* **Exercise objective**
Select lines where the word "React" appears.

* **Data provided**

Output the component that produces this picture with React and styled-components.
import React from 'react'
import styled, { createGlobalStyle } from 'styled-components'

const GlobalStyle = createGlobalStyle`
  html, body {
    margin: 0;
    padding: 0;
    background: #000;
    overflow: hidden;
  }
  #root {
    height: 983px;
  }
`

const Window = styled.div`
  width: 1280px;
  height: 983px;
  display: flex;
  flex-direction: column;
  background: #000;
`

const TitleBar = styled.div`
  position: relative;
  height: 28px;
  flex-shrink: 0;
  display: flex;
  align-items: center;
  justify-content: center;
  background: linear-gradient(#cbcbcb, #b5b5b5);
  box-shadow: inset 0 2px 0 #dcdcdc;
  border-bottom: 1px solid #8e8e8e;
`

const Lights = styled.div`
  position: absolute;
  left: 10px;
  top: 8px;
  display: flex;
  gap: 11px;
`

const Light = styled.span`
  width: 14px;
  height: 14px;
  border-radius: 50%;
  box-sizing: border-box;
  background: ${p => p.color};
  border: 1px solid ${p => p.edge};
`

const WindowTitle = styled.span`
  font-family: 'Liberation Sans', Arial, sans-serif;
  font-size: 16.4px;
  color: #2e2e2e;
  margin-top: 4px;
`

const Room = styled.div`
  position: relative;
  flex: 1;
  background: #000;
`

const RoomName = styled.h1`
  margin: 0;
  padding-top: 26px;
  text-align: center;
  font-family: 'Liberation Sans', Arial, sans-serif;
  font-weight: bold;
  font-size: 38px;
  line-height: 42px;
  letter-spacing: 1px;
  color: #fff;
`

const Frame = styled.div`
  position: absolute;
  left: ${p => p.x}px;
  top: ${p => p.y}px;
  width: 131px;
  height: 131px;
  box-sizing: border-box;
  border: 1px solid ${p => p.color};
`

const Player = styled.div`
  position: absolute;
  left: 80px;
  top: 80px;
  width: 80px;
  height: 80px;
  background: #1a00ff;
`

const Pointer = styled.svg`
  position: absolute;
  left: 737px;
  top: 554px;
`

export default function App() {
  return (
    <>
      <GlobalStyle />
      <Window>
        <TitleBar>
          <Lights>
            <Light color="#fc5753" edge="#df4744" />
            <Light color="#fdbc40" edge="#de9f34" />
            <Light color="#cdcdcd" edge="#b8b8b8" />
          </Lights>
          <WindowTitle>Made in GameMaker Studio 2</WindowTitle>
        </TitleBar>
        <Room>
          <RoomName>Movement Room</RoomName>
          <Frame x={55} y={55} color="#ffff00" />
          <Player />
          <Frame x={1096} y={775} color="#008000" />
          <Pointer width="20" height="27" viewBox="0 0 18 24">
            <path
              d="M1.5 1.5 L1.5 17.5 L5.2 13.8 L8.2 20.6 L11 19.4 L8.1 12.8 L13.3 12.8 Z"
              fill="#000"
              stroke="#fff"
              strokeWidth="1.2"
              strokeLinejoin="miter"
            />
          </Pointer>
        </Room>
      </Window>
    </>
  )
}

* **Answer to the problem**
Output the component that produces this picture with React and styled-components.
import React from 'react'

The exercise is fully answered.